One of the interesting questions is about work. If we were to return to the United States now, it's unlikely that Elise would return to work before the kids return to school in the fall but it's likely that I would go back to work sooner than planned. I'm a civil servant and I don't think I could indulge myself with a summer vacation when my colleagues are toiling, especially now that Coronavirus is straining everything that local government has to do.

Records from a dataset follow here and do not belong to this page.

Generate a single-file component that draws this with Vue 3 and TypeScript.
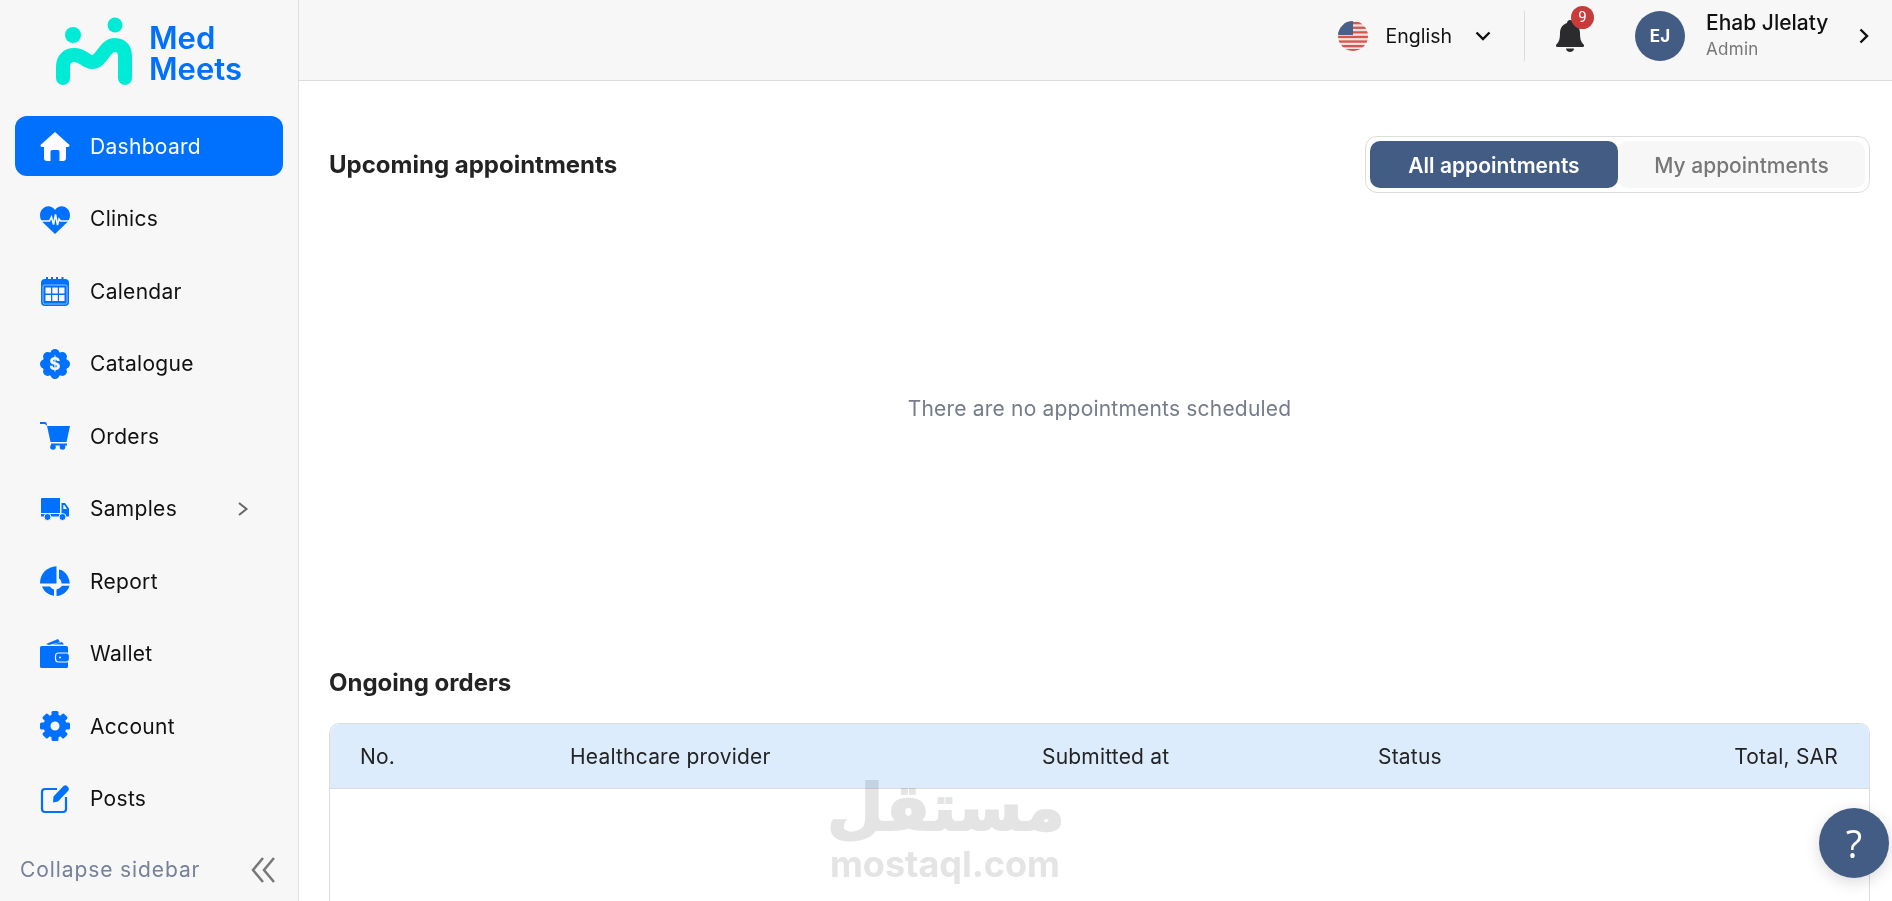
<template>
  <div class="page">
    <aside class="sidebar">
      <div class="logo">
        <svg class="logo-mark" width="80" height="70" viewBox="0 0 80 70">
          <circle cx="17" cy="20" r="8" fill="#00ebd5" />
          <circle cx="59" cy="10" r="7.5" fill="#00ebd5" />
          <path
            d="M7 63V52C7 44 12 40 18 40C28 40 29 47 36 47C46 47 48 30 59 30C66 30 69 35 69 42V63"
            fill="none"
            stroke="#00ebd5"
            stroke-width="14"
            stroke-linecap="round"
          />
        </svg>
        <div class="logo-text">
          <div>Med</div>
          <div>Meets</div>
        </div>
      </div>

      <nav class="nav">
        <a v-for="item in nav" :key="item.label" class="nav-item" :class="{ active: item.active }">
          <svg class="nav-icon" width="30" height="30" viewBox="0 0 30 30">
            <template v-if="item.icon === 'home'">
              <path d="M15 1L29 13.5Q30.5 15.5 28 16H26V27Q26 30 23 30H19.500V21Q19.500 19 18 19H12Q10.500 19 10.500 21V30H7Q4 30 4 27V16H2Q-.5 15.500 1 13.500Z" />
            </template>
            <template v-else-if="item.icon === 'heart'">
              <path d="M15 30L2.500 18C-1 14-.8 7.500 3 4.500C7 1 12 2 15 6C18 2 23 1 27 4.500C30.800 7.500 31 14 27.500 18Z" />
              <path class="pulse" d="M0 17H9.500L11.500 13L13.500 20.500L15.500 10.500L17.500 21L19 15L20.500 17H30" />
            </template>
            <template v-else-if="item.icon === 'calendar'">
              <path d="M6 1h2v4H6zM11 1h2v4h-2zM16 1h2v4h-2zM21.500 1h2v4h-2z" />
              <rect x="1" y="3" width="28" height="27" rx="4" />
              <rect class="cal-line" x="3" y="9" width="24" height="19" rx="1.500" />
              <path class="cal-cells" d="M5.500 11.500h5.500v6H5.500zM12.300 11.500h5.500v6h-5.500zM19 11.500h5.500v6H19zM5.500 19h5.500v6H5.500zM12.300 19h5.500v6h-5.500zM19 19h5.500v6H19z" />
            </template>
            <template v-else-if="item.icon === 'badge'">
              <circle cx="15" cy="15" r="12.500" />
              <circle v-for="b in bumps" :key="b.x" :cx="b.x" :cy="b.y" r="4.500" />
              <text class="dollar" x="15" y="21" text-anchor="middle">$</text>
            </template>
            <template v-else-if="item.icon === 'cart'">
              <path d="M0 1H5Q6 1 6.500 2L7.200 5H30L26.500 21H10.500L7 4.800L4.800 3H0Z" />
              <path d="M11 22.500H27V24.500H11Z" />
              <circle cx="13" cy="26" r="2.800" />
              <circle cx="22.500" cy="26" r="2.800" />
            </template>
            <template v-else-if="item.icon === 'truck'">
              <path d="M2 4H20V19H1V5Q1 4 2 4Z" />
              <path fill-rule="evenodd" d="M21.500 9H25L29 14.500V21H21.500ZM23.300 11V15H27L24.300 11Z" />
              <path d="M1 20H29V22.500H1Z" />
              <circle class="wheel" cx="7.500" cy="23" r="3.500" />
              <circle class="wheel" cx="22.500" cy="23" r="3.500" />
            </template>
            <template v-else-if="item.icon === 'report'">
              <path d="M16.500 .2V17.500H.1C-.5 8 7 .5 16.500 .2Z" />
              <path d="M19 3.500C25 4.500 29 10 29.800 17.500H21.500C21.500 15 20.500 13.500 19 12.500Z" />
              <path d="M2 20.500H10C11 22 12.500 23 14 23.500V29.800C8.500 29 4 25.500 2 20.500Z" />
              <path d="M16.500 23.500C18 23 21 21.500 22 19.700H29.500C28 25 23 29.500 16.500 30Z" />
            </template>
            <template v-else-if="item.icon === 'wallet'">
              <path d="M6 5L18 0L20 3.200L9 6Z" />
              <path d="M13 5.500L22 3L24 5.500Z" />
              <rect y="7" width="28" height="22" rx="1.500" />
              <rect class="clasp" x="15.500" y="14" width="14" height="9" rx="3" />
              <circle class="clasp-dot" cx="20" cy="18.500" r="1" />
            </template>
            <template v-else-if="item.icon === 'gear'">
              <circle class="gear-ring" cx="15" cy="15" r="8" />
              <rect
                v-for="deg in teeth"
                :key="deg"
                x="11.500"
                y="0"
                width="7"
                height="7"
                rx="1.500"
                :transform="`rotate(${deg} 15 15)`"
              />
            </template>
            <template v-else>
              <path class="post-box" d="M17 5H5Q2 5 2 8V25Q2 28 5 28H23Q26 28 26 25V13" />
              <path d="M13 18.500L13.500 12.500L23.500 2Q25.500 .5 27 2L28.500 3.500Q29.500 5.500 28 7L18 17.500Z" />
            </template>
          </svg>
          <span class="nav-label">{{ item.label }}</span>
          <svg v-if="item.arrow" class="nav-arrow" width="12" height="16" viewBox="0 0 12 16">
            <path d="M2 2L9.500 8L2 14" />
          </svg>
        </a>
      </nav>

      <div class="collapse">
        <span>Collapse sidebar</span>
        <svg width="24" height="28" viewBox="0 0 24 28">
          <path d="M12 2L2 14L12 26M23 2L13 14L23 26" />
        </svg>
      </div>
    </aside>

    <div class="body">
      <header class="topbar">
        <div class="lang">
          <svg class="flag" width="30" height="30" viewBox="0 0 30 30">
            <defs>
              <clipPath id="flag-clip"><circle cx="15" cy="15" r="15" /></clipPath>
            </defs>
            <g clip-path="url(#flag-clip)">
              <rect width="30" height="30" fill="#f1e4e0" />
              <rect v-for="s in stripes" :key="s" x="0" :y="s" width="30" height="2.300" fill="#d8554f" />
              <rect width="15" height="14" fill="#47618a" />
            </g>
          </svg>
          <span class="lang-name">English</span>
          <svg class="lang-chev" width="16" height="10" viewBox="0 0 16 10">
            <path class="chev" d="M1.500 1.500L8 8L14.500 1.500" />
          </svg>
        </div>
        <div class="divider"></div>
        <div class="bell">
          <svg width="28" height="32" viewBox="0 0 28 32">
            <path d="M14 0C16 0 17 1.500 17 3C22 4.500 24 9 24 13C24 19 25 22 28 25Q28.500 27 26.500 27H1.500Q-.5 27 0 25C3 22 4 19 4 13C4 9 6 4.500 11 3C11 1.500 12 0 14 0Z" fill="#2b2b2d" />
            <path d="M10 28.500H18C18 30.500 16 32 14 32S10 30.500 10 28.500Z" fill="#2b2b2d" />
          </svg>
          <span class="badge">9</span>
        </div>
        <div class="user">
          <div class="avatar">EJ</div>
          <div class="user-info">
            <div class="user-name">Ehab Jlelaty</div>
            <div class="user-role">Admin</div>
          </div>
          <svg width="10" height="16" viewBox="0 0 10 16">
            <path class="chev" d="M1.500 1.500L8 8L1.500 14.500" />
          </svg>
        </div>
      </header>

      <main class="content">
        <section class="upcoming">
          <div class="section-head">
            <h2>Upcoming appointments</h2>
            <div class="tabs">
              <button class="tab on">All appointments</button>
              <button class="tab">My appointments</button>
            </div>
          </div>
          <p class="empty">There are no appointments scheduled</p>
        </section>

        <section class="orders">
          <h2>Ongoing orders</h2>
          <div class="table">
            <div class="table-head">
              <span v-for="col in columns" :key="col">{{ col }}</span>
            </div>
          </div>
        </section>
      </main>
    </div>

    <div class="watermark">
      <div class="wm-ar">مستقل</div>
      <div class="wm-en">mostaql.com</div>
    </div>

    <button class="help">?</button>
  </div>
</template>

<script setup lang="ts">
interface NavItem {
  label: string
  icon: string
  active?: boolean
  arrow?: boolean
}

const nav: NavItem[] = [
  { label: 'Dashboard', icon: 'home', active: true },
  { label: 'Clinics', icon: 'heart' },
  { label: 'Calendar', icon: 'calendar' },
  { label: 'Catalogue', icon: 'badge' },
  { label: 'Orders', icon: 'cart' },
  { label: 'Samples', icon: 'truck', arrow: true },
  { label: 'Report', icon: 'report' },
  { label: 'Wallet', icon: 'wallet' },
  { label: 'Account', icon: 'gear' },
  { label: 'Posts', icon: 'post' }
]

const columns = ['No.', 'Healthcare provider', 'Submitted at', 'Status', 'Total, SAR']

const stripes = [1, 5.6, 10.2, 14.8, 19.4, 24, 28]

const teeth = [0, 45, 90, 135, 180, 225, 270, 315]

// bumps round the catalogue badge
const bumps = Array.from({ length: 8 }, (_, i) => {
  const a = (i * Math.PI) / 4
  return { x: 15 + Math.cos(a) * 10.5, y: 15 + Math.sin(a) * 10.5 }
})
</script>

<style>
html,
body {
  margin: 0;
  height: 100%;
  overflow: hidden;
  background: #fff;
}
</style>

<style scoped>
.page {
  display: flex;
  height: 901px;
  overflow: hidden;
  position: relative;
  font-family: Inter, "Open Sans", sans-serif;
  color: #111;
}

.sidebar {
  flex-shrink: 0;
  width: 268px;
  background: #f7f7f7;
  border-right: 1px solid #dfdfdf;
  display: flex;
  flex-direction: column;
  padding: 0 15px;
}

.logo {
  display: flex;
  align-items: flex-start;
  height: 116px;
  padding: 15px 0 0 41px;
  box-sizing: border-box;
  gap: 13px;
}

.logo-text {
  font-size: 31px;
  line-height: 31px;
  font-weight: 600;
  color: #0070ff;
  padding-top: 7px;
}

.nav {
  display: flex;
  flex-direction: column;
  gap: 12.55px;
}

.nav-item {
  display: flex;
  align-items: center;
  height: 60px;
  padding-left: 25px;
  border-radius: 12px;
  gap: 20px;
  font-size: 21px;
  letter-spacing: 0.3px;
  fill: #0070ff;
}

.nav-item.active {
  background: #0070ff;
  color: #fff;
  fill: #fff;
}

.nav-icon {
  flex-shrink: 0;
}

.pulse {
  fill: none;
  stroke: #f7f7f7;
  stroke-width: 1.6;
}

.cal-line {
  fill: none;
  stroke: #f7f7f7;
  stroke-width: 0.6;
}

.cal-cells {
  fill: #f7f7f7;
}

.dollar {
  fill: #f7f7f7;
  font-size: 17px;
  font-weight: 800;
}

.wheel {
  stroke: #f7f7f7;
  stroke-width: 1;
}

.clasp {
  stroke: #f7f7f7;
  stroke-width: 1.2;
}

.clasp-dot {
  fill: #f7f7f7;
}

.gear-ring {
  fill: none;
  stroke: #0070ff;
  stroke-width: 7;
}

.post-box {
  fill: none;
  stroke: #0070ff;
  stroke-width: 2.2;
}

.nav-arrow {
  margin-left: auto;
  margin-right: 34px;
}

.nav-arrow path {
  fill: none;
  stroke: #666;
  stroke-width: 2;
}

.collapse {
  display: flex;
  align-items: center;
  justify-content: space-between;
  margin-top: 27px;
  padding: 0 8px 0 5px;
  font-size: 21px;
  letter-spacing: 0.9px;
  color: #76809a;
}

.collapse path {
  fill: none;
  stroke: #777;
  stroke-width: 2.5;
}

.body {
  flex: 1;
  min-width: 0;
  display: flex;
  flex-direction: column;
}

.topbar {
  height: 81px;
  flex-shrink: 0;
  box-sizing: border-box;
  background: #f7f7f7;
  border-bottom: 1px solid #dcdcdc;
  display: flex;
  align-items: center;
  justify-content: flex-end;
  padding: 0 23px 8px 0;
}

.lang {
  display: flex;
  align-items: center;
  gap: 17px;
  font-size: 19.500px;
}

.flag {
  margin-right: 1px;
}

.lang-chev {
  margin-left: 6px;
}

.chev {
  fill: none;
  stroke: #111;
  stroke-width: 2.4;
}

.divider {
  width: 1px;
  height: 50px;
  background: #dcdcdc;
  margin: 0 31px 0 33px;
}

.bell {
  position: relative;
  width: 28px;
  height: 32px;
}

.badge {
  position: absolute;
  top: -14px;
  left: 15px;
  width: 23px;
  height: 23px;
  border-radius: 50%;
  background: #c93a3a;
  color: #fff;
  font-size: 15px;
  text-align: center;
  line-height: 23px;
  font-family: Roboto, sans-serif;
}

.user {
  display: flex;
  align-items: center;
  margin-left: 51px;
}

.avatar {
  width: 50px;
  height: 50px;
  border-radius: 50%;
  background: #425c83;
  color: #fff;
  display: flex;
  align-items: center;
  justify-content: center;
  font-size: 17px;
  font-weight: 700;
}

.user-info {
  margin-left: 21px;
  margin-right: 32px;
  width: 121px;
}

.user-name {
  font-size: 21px;
  line-height: 26px;
  font-weight: 500;
  white-space: nowrap;
}

.user-role {
  font-size: 17px;
  line-height: 26px;
  letter-spacing: 0.3px;
  color: #777;
}

.content {
  flex: 1;
  padding: 0 22px 0 30px;
  display: flex;
  flex-direction: column;
}

.upcoming {
  height: 587px;
}

.section-head {
  display: flex;
  align-items: center;
  justify-content: space-between;
  padding-top: 55px;
}

h2 {
  margin: 0;
  font-size: 24px;
  font-weight: 700;
  color: #232323;
}

.tabs {
  display: flex;
  padding: 4px;
  border: 1px solid #dcdcdc;
  border-radius: 12px;
}

.tab {
  width: 247px;
  height: 47px;
  padding: 2px 0 0;
  border: none;
  border-radius: 10px;
  background: #f7f7f7;
  color: #777;
  font-family: inherit;
  font-size: 21px;
  font-weight: 500;
}

.tab.on {
  width: 248px;
  background: #425c83;
  color: #fff;
  font-weight: 600;
}

.empty {
  margin: 203px 0 0;
  text-align: center;
  font-size: 21px;
  letter-spacing: 0.2px;
  color: #767c8c;
}

.orders h2 {
  margin-bottom: 26px;
}

.table {
  border: 1px solid #dcdcdc;
  border-bottom: none;
  border-radius: 10px 10px 0 0;
  height: 300px;
}

.table-head {
  display: grid;
  grid-template-columns: 210px 472px 336px 1fr auto;
  align-items: center;
  box-sizing: border-box;
  height: 65px;
  padding: 0 31px 0 30px;
  background: #dcecfd;
  border-bottom: 1px solid #dcdcdc;
  border-radius: 10px 10px 0 0;
  font-size: 21px;
  letter-spacing: 0.2px;
  color: #232323;
}

.watermark {
  position: absolute;
  left: 827px;
  top: 770px;
  width: 236px;
  text-align: center;
  pointer-events: none;
  color: #e4e4e4;
  mix-blend-mode: multiply;
  font-weight: 700;
}

.wm-ar {
  font-family: "DejaVu Sans", sans-serif;
  font-size: 65px;
  line-height: 76px;
  -webkit-text-stroke: 2px #e4e4e4;
}

.wm-en {
  font-size: 36px;
  line-height: 36px;
}

.help {
  position: absolute;
  left: 1819px;
  top: 808px;
  width: 70px;
  height: 70px;
  border: none;
  border-radius: 50%;
  background: #425c83;
  color: #fff;
  font-family: "Open Sans", sans-serif;
  font-size: 38px;
  box-shadow: 0 4px 16px rgba(0, 0, 0, 0.15);
}
</style>
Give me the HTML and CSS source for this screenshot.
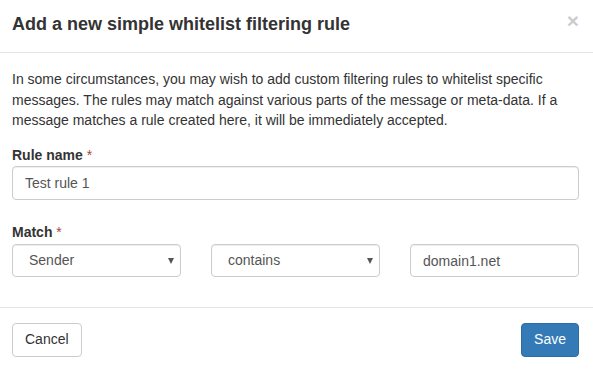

For a few minutes, our pillow talk turned angry, with our ire directed at this unprecedented pandemic. If we had gone a year earlier, as we had considered, we wouldn't be facing this challenge. If this pandemic hadn't happened just now, we'd be at certain locations, doing certain things, following Plan A. Plan B isn't necessarily inferior (oh, woe is us, spending months in Asia instead of Africa and Europe). The experience we're having isn't inferior on the basis of the goals and objectives that have guided us (education of global citizens, preparation and inspiration for a travel later in life). And, yet, it's still hard to let go of Plan A.

More than anything, especially looking back at what I've written here, I want the kids to have the opportunity experience some places without having school work consuming a significant fraction of their energy and our schedule/logistics. Does this mean we regret taking a conventional homeschooling approach to our worldschooling adventure. I don't. It would be inconsistent with our values to omit traditional education on reading/writing/arithmetic. But all of this inward examination has made us realize that, especially if our remaining time is less than what we planned, it's time for an adjustment.

Okay, enough for now. That's where we are, at least for today.
The kids spent hours at doing art in the kitchen. Especially Henry, who spent 2-3 hours following a step-by step tutorial to draw an action figure.